The resolution and aspect ratio are controlled by an adaptive gradient-based strategy during optimization.
1. This paper clearly identifies the problem of memory redundancy in textured Gaussians.
2. The proposed anisotropic textures demonstrate good results in terms of storage efficiency.
3. Using gradients to guide texture scaling is clear and well-motivated.
4. The paper is well-organized and readable.
1. Some experiments could be added for further validation:
1.1. The gradient-based densification follows the spirit of the adaptive density control procedure in 3DGS. Experiments re-enabling similar densification procedures in 2DGS or baseline models are desired and could further demonstrate the effectiveness of the proposed method.
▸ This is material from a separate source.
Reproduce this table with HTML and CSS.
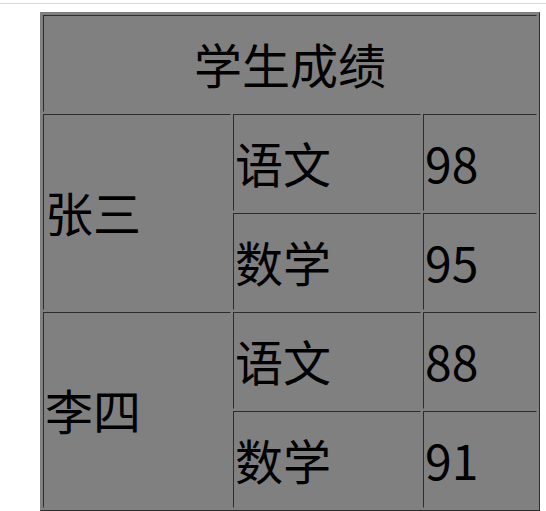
FILE: index.html
```html
<!DOCTYPE html>
<html lang="zh-CN">
<head>
<meta charset="utf-8">
<title>学生成绩</title>
<link rel="stylesheet" href="styles.css">
</head>
<body>
<div class="topline"></div>
<table class="scores">
  <colgroup>
    <col class="c-name">
    <col class="c-subject">
    <col class="c-score">
  </colgroup>
  <tr>
    <td class="title" colspan="3">学生成绩</td>
  </tr>
  <tr>
    <td rowspan="2">张三</td>
    <td>语文</td>
    <td>98</td>
  </tr>
  <tr>
    <td>数学</td>
    <td>95</td>
  </tr>
  <tr>
    <td rowspan="2">李四</td>
    <td>语文</td>
    <td>88</td>
  </tr>
  <tr>
    <td>数学</td>
    <td>91</td>
  </tr>
</table>
</body>
</html>
```

FILE: styles.css
```css
html, body {
  margin: 0;
  padding: 0;
  background: #ffffff;
}

body {
  font-family: "Noto Sans CJK SC", "Noto Sans", sans-serif;
  color: #000000;
  overflow: hidden;
}

.topline {
  height: 0;
  margin-top: 3px;
  border-top: 1px solid #dcdcdc;
}

.scores {
  margin-top: 8px;
  margin-left: 40px;
  width: 500px;
  table-layout: fixed;
  border-collapse: separate;
  border-spacing: 2px;
  border: 1px outset #808080;
  background: #808080;
  font-size: 48px;
}

.c-name { width: 188px; }
.c-subject { width: 188px; }
.c-score { width: 114px; }

.scores tr {
  height: 97px;
}

.scores td {
  border: 1px inset #808080;
  padding: 1px;
  text-align: left;
  vertical-align: middle;
  line-height: 1.2;
  white-space: nowrap;
}

.scores td.title {
  text-align: center;
}
```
1.2. Since the performance of Textured Gaussians also depends on the resolution of textures, how does the proposed method perform compared with Textured Gaussians using 2×2 resolutions? Would the proposed method still achieve consistent advantages?
1.3. What about results with more Gaussians (e.g. 1M)?
2. Some mathematical notations are unclear, making it difficult to evaluate the correctness of the equations.
2.1. For example, the c_{\cdot}(x_j) notations in Eq.6 and Eq.7 refer to different concepts but lack explanations. Could the authors update the equations consistently for easier evaluation? From the current version, I suspect Eq. 7 may correspond to dL/d\alpha instead of dc/d\alpha. Since the labels are used interchangeably, a consistent version with clear explanations would help the final evaluation.
The second bullet on line 242: should it be r < 1/k_A?
2.2. Various typos and hard-to-understand sentences remain; see Questions below.
1. There are some contradictory claims about image-quality improvements (lines 53, 55–56, 66–67, and the Experiments section). Considering the proposed method is a special case of the fixed square resolution (albeit with more parameters), why does it improve image quality?
2. How is the number of 100 K Gaussians guaranteed, since SfM initialization may exceed 100 K? Do you use low-resolution images or other strategies?
3. According to the logic from lines 239–244, does the upscaling double the resolution when r is within [1/K_A, K_A], regardless of s_x or s_y values? This seems to contradict intuition.
4. Does the anisotropic texture introduce runtime overhead?
Typos
1. Use "texture-based" instead of "textured-based".
2. Line 314: replace “varies” with “various.”
3. Line 318: change “resulting” to “resulting in,” and add “a” before “fixed.”
4. Lines 322–323: the sentences are fragmented and hard to follow—please clarify why A2TG is the best.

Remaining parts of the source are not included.